As recession has replaced turbo-charged growth in many East Asian
countries, the tax revenues, resources and political will of
governments to tackle environmental problems they see as a relatively
low priority have declined sharply.
''The risk here is that, in the effort to restart the engine of
growth, concern about damage to the environment may lessen,'' said
Tadao Chino, president of the Asian Development Bank, which opens its
annual meeting Friday in Manila.
Several decades of economic expansion have produced severe cases of
air pollution in Asian cities, while industrial growth and demand for
raw materials and food from a burgeoning population have caused
widespread deforestation, soil degradation, water shortages and
overfishing.
Kristalina Georgieva, head of environment and social development for
the East Asian and Pacific region at the World Bank in Washington,
warned that because of the official preoccupation with reviving
growth, the region risks missing ''a pivotal opportunity'' to correct
mistakes made in the past and ''lay the foundation for a cleaner,
greener and healthier'' economic development.
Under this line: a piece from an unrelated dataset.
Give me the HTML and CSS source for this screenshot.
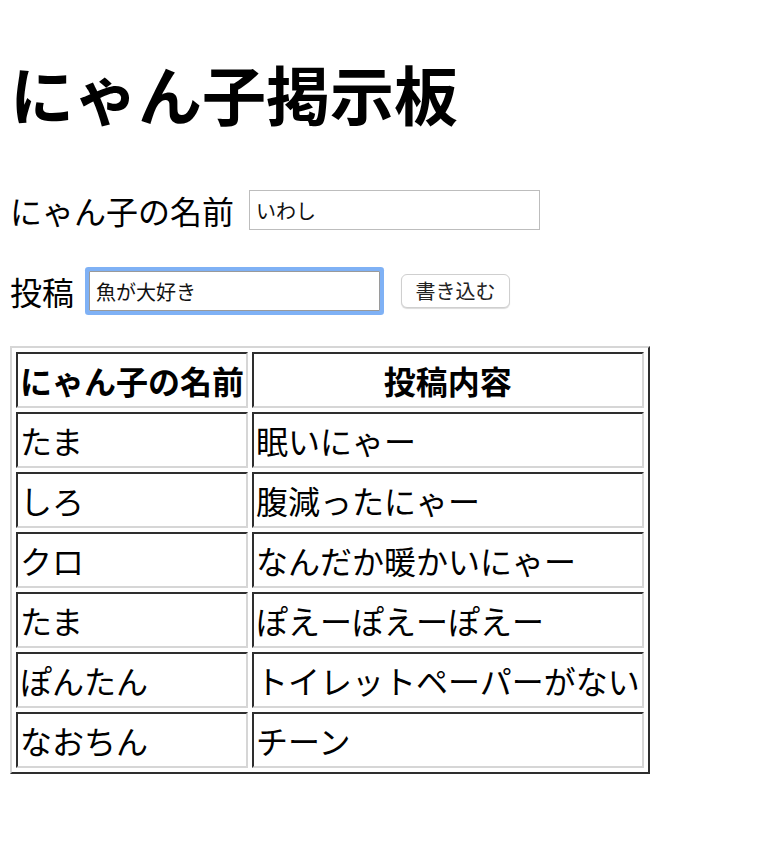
FILE: index.html
```html
<!DOCTYPE html>
<html lang="ja">

<head>
	<meta charset="utf-8">
	<title>にゃん子掲示板</title>
	<link rel="stylesheet" href="styles.css">
</head>

<body>
	<h1>にゃん子掲示板</h1>

	<form class="post-form">
		<div class="form-row">
			<label for="nameInput">にゃん子の名前</label>
			<input type="text" id="nameInput" value="いわし">
		</div>
		<div class="form-row">
			<label for="postInput">投稿</label>
			<input type="text" id="postInput" class="focused" value="魚が大好き">
			<button type="button" id="postBtn">書き込む</button>
		</div>
	</form>

	<table class="board">
		<tr>
			<th class="name-col">にゃん子の名前</th>
			<th>投稿内容</th>
		</tr>
		<tr>
			<td>たま</td>
			<td>眠いにゃー</td>
		</tr>
		<tr>
			<td>しろ</td>
			<td>腹減ったにゃー</td>
		</tr>
		<tr>
			<td>クロ</td>
			<td>なんだか暖かいにゃー</td>
		</tr>
		<tr>
			<td>たま</td>
			<td>ぽえーぽえーぽえー</td>
		</tr>
		<tr>
			<td>ぽんたん</td>
			<td>トイレットペーパーがない</td>
		</tr>
		<tr>
			<td>なおちん</td>
			<td>チーン</td>
		</tr>
	</table>
</body>

</html>
```

FILE: styles.css
```css
body {
	font-family: "Noto Sans CJK JP", sans-serif;
	font-size: 32px;
	color: #000;
	background-color: white;
	margin: 0;
	padding: 0 10px;
}

h1 {
	font-size: 64px;
	line-height: 80px;
	margin: 52px 0 0;
}

.post-form {
	margin-top: 54px;
}

.form-row {
	display: flex;
	align-items: center;
	height: 48px;
	line-height: 48px;
}

.form-row + .form-row {
	margin-top: 33px;
}

.form-row label {
	margin-right: 15px;
}

input[type="text"] {
	box-sizing: border-box;
	width: 291px;
	height: 40px;
	padding: 0 6px;
	font-family: "Noto Sans CJK JP", sans-serif;
	font-size: 20px;
	color: #111;
	border: 1px solid #bdbdbd;
	border-radius: 0;
	outline: none;
}

input.focused {
	border-color: #9a9a9a;
	border-radius: 1px;
	box-shadow: 0 0 0 4px #7fb1f5;
}

button {
	box-sizing: border-box;
	width: 109px;
	height: 34px;
	margin-left: 21px;
	padding: 0;
	font-family: "Noto Sans CJK JP", sans-serif;
	font-size: 20px;
	line-height: 30px;
	color: #222;
	background-color: white;
	border: 1px solid #cfcfcf;
	border-radius: 6px;
	box-shadow: 0 1px 1px rgba(0, 0, 0, 0.15);
	cursor: pointer;
}

.board {
	margin-top: 31px;
	border-collapse: separate;
	border-spacing: 4px;
	border: 2px solid;
	border-color: #d6d6d6 #2e2e2e #2e2e2e #d6d6d6;
}

.board th,
.board td {
	padding: 2px;
	line-height: 48px;
	white-space: nowrap;
	border: 2px solid;
	border-color: #2e2e2e #d6d6d6 #d6d6d6 #2e2e2e;
}

.board td {
	text-align: left;
	font-weight: normal;
}

.board th.name-col {
	text-align: left;
}
```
''The crisis threatens to reverse recent efforts to correct the
negative environmental impacts of 'grow first, clean up later'
development policies,'' she said. ''The risk is growing that some
countries may fall once again into environmental neglect.''
The economic slowdown in East Asia has reduced demand for some raw
materials, such as logs, and lowered air pollution in many cities
because there are now fewer cars and trucks in the streets.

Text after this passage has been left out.